Facts: The applicant, Kęstas Ramanauskas, is a Lithuanian national. He worked as a prosecutor in the Kaišiadorys region. He submitted that he had been approached through a private acquaintance by a person previously unknown to him who was, in fact, an officer from a special anti-corruption police unit. The officer offered the applicant a bribe of USD 3,000 in return for a promise to obtain a third party’s acquittal. The applicant had initially refused but later agreed as the officer had repeated the offer a number of times.
The officer informed his employers and in January 1999 the Deputy Prosecutor General authorised him to simulate criminal acts of bribery. Shortly afterwards, the applicant accepted the bribe from the officer. In August 2000 he was convicted of accepting a bribe of USD 2,500 and sentenced to imprisonment. The judgment was upheld on appeal and the applicant’s cassation appeal was dismissed by the Supreme Court which found that the evidence corroborated the applicant’s guilt, which he himself had acknowledged. Once his guilt had been established, the question of whether there had been any outside influence on his intention to commit the offence had become irrelevant.
Issue: The case was brought to the Court to decide whether there was a violation of Article 6 § 1 (right to a fair trial) of the Convention.
Holdings: Yes, there had been a violation of Article 6 § 1 of the Convention.
Court’s Rationale: The Court considered that the national authorities could not be exempted from their responsibility for the actions of police officers by simply arguing that, although carrying out police duties, the officers were acting “in a private capacity”. It was particularly important that the authorities should have assumed responsibility, as the initial phase of the operation took place in the absence of any legal framework or judicial authorisation. Furthermore, by authorising the officer to simulate acts of bribery and by exempting him from all criminal responsibility, the authorities had legitimised the preliminary phase ex post facto and made use of its results. Moreover, no satisfactory explanation had been provided as to what reasons or personal motives could have led the officer to approach the applicant on his own initiative without bringing the matter to the attention of his superiors, or why he had not been prosecuted for his acts during that preliminary phase. On that point, the Government had simply referred to the fact that all the relevant documents had been destroyed.
The actions of the officer and the applicant’s acquaintance had gone beyond the mere passive investigation of existing criminal activity: there was no evidence that the applicant had committed any offences beforehand, in particular corruption-related offences; all the meetings between the applicant and the officer had taken place on the initiative of the latter; and, the applicant seemed to have been subjected to blatant prompting on the part of his acquaintance (the officer) to perform criminal acts, although there was no objective evidence to suggest that he had been intending to engage in such activity.

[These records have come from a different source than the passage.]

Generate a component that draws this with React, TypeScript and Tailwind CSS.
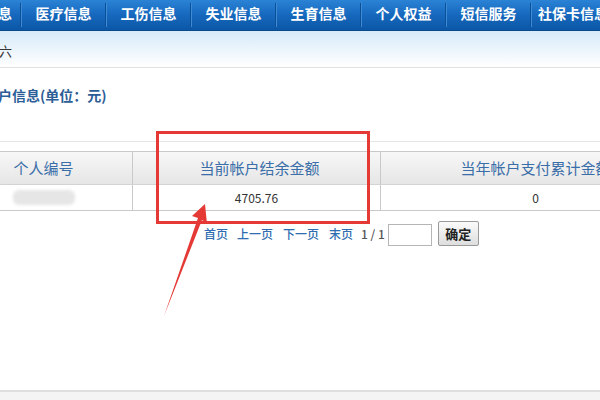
import React from 'react';

const navItems = ['医疗信息', '工伤信息', '失业信息', '生育信息', '个人权益', '短信服务'];

const font = { fontFamily: '"Noto Sans CJK SC", "Liberation Sans", sans-serif' };

const Sep = () => (
  <div className="flex shrink-0 h-[24px] self-center">
    <div className="w-px bg-[#0b4f97]" />
    <div className="w-px bg-[#3d8ad6]" />
  </div>
);

export default function App() {
  return (
    <div className="relative w-[600px] h-[400px] overflow-hidden bg-white" style={font}>
      {/* top nav */}
      <div className="h-[31px] flex items-stretch bg-gradient-to-b from-[#2b83d6] via-[#1668bd] to-[#0b57a6] border-b border-[#0a4a8c] text-white font-bold text-[14px] whitespace-nowrap">
        <div className="w-[20px] shrink-0 flex justify-end items-center overflow-hidden pr-[8px] pb-[3px]">
          <span className="shrink-0">养老信息</span>
        </div>
        {navItems.map((item) => (
          <React.Fragment key={item}>
            <Sep />
            <div className="w-[83px] shrink-0 flex items-center justify-center pb-[3px]">{item}</div>
          </React.Fragment>
        ))}
        <Sep />
        <div className="shrink-0 pl-[6px] pb-[3px] flex items-center">社保卡信息</div>
      </div>

      {/* date band */}
      <div className="h-[37px] bg-gradient-to-b from-[#d6eaf9] to-white border-b border-[#e2e2e2] flex items-center pt-[4px] text-[13px] text-[#333]">
        <span className="-ml-[1px]">六</span>
      </div>

      {/* title */}
      <div className="h-[73px] pt-[17px] leading-[20px] text-[14px] font-bold text-[#2c5d96] whitespace-nowrap">
        <span className="-ml-[2px]">户信息(单位：元)</span>
      </div>

      <div className="h-[10px] border-t border-[#e6e6e6]" />

      {/* table */}
      <div className="-ml-[45px] w-[735px] border-t border-b border-[#c9c9c9] whitespace-nowrap">
        <div className="grid grid-cols-[178px_248px_309px] h-[33px] bg-gradient-to-b from-[#f7f7f7] to-[#e6e6e6] border-b border-[#d3d3d3] text-[15px] text-[#3a6ea8]">
          <div className="flex items-center justify-center border-r border-[#c9c9c9]">个人编号</div>
          <div className="flex items-center justify-center border-r border-[#c9c9c9] pl-[6px]">当前帐户结余金额</div>
          <div className="flex items-center justify-center">当年帐户支付累计金额</div>
        </div>
        <div className="grid grid-cols-[178px_248px_309px] h-[25px] text-[12px] text-[#333]">
          <div className="flex items-center justify-center border-r border-[#c9c9c9]">
            <div className="w-[62px] h-[15px] rounded-[6px] bg-[#e6e6e6] blur-[1.5px]" />
          </div>
          <div className="flex items-center justify-center border-r border-[#c9c9c9]">4705.76</div>
          <div className="flex items-center justify-center">0</div>
        </div>
      </div>

      {/* pagination */}
      <div className="mt-[10px] ml-[204px] flex items-center h-[25px] text-[12px] font-medium whitespace-nowrap">
        <span className="text-[#2f6db0]">首页</span>
        <span className="text-[#2f6db0] ml-[9px]">上一页</span>
        <span className="text-[#2f6db0] ml-[10px]">下一页</span>
        <span className="text-[#2f6db0] ml-[10px]">末页</span>
        <span className="text-[#555] ml-[8px]">1 / 1</span>
        <div className="ml-[3px] w-[44px] h-[22px] border border-[#b5b5b5] bg-white mt-[2px]" />
        <button className="ml-[6px] w-[41px] h-[25px] border border-[#9a9a9a] rounded-[2px] bg-gradient-to-b from-[#fbfbfb] to-[#dedede] text-[13px] text-[#222] font-bold">
          确定
        </button>
      </div>

      {/* footer strip */}
      <div className="absolute left-0 right-0 bottom-0 h-[10px] border-t-2 border-[#dedede] bg-[#f4f4f4]" />

      {/* red annotation */}
      <svg className="absolute left-0 top-0 pointer-events-none" width="600" height="400">
        <rect x="157.5" y="132.5" width="211" height="90" fill="none" stroke="#e53935" strokeWidth="3" />
        <polygon points="205,204 192,216 198,218 164,316 202,220 207,224" fill="#e53935" />
      </svg>
    </div>
  );
}
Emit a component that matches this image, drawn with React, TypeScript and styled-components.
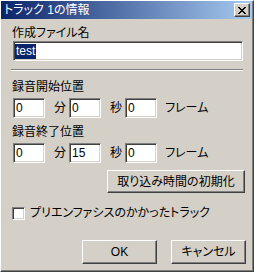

Throughout the proceedings, the applicant had maintained that he had been incited to commit the offence. Accordingly, the domestic authorities and courts should at the very least have undertaken a thorough examination of whether the prosecuting authorities had incited the commission of a criminal act. To that end, they should have established in particular the reasons why the operation had been mounted, the extent of the police’s involvement in the offence and the nature of any incitement or pressure to which the applicant had been subjected. That was especially important having regard to the fact that VS was never called as a witness in the case since he could not be traced. The applicant should have had the opportunity to state his case on each of those points.
However, the domestic authorities denied that there had been any police incitement and took no steps at the judicial level to carry out a serious examination of the applicant’s allegations. More specifically, they did not make any attempt to clarify the role played by the protagonists in the applicant’s case, despite the fact that the applicant’s conviction was based on evidence obtained as a result of the police incitement of which he complained.
The Court noted the Supreme Court’s finding that, once the applicant’s guilt had been established, the question of whether there had been any outside influence on his intention to commit the offence became irrelevant. However, a confession to an offence committed as a result of incitement could not eradicate either the incitement or its effects.
The Court concluded that the actions of the officer and the applicant’s acquaintance with the officer had the effect of inciting the applicant to commit the offence of which he was convicted and that there was no indication that the offence would have been committed without their intervention. There had therefore been a violation of Article 6 § 1.
Just satisfaction: The Court held that Lithuania was to pay the applicant 30,000 Euros in respect of all damages.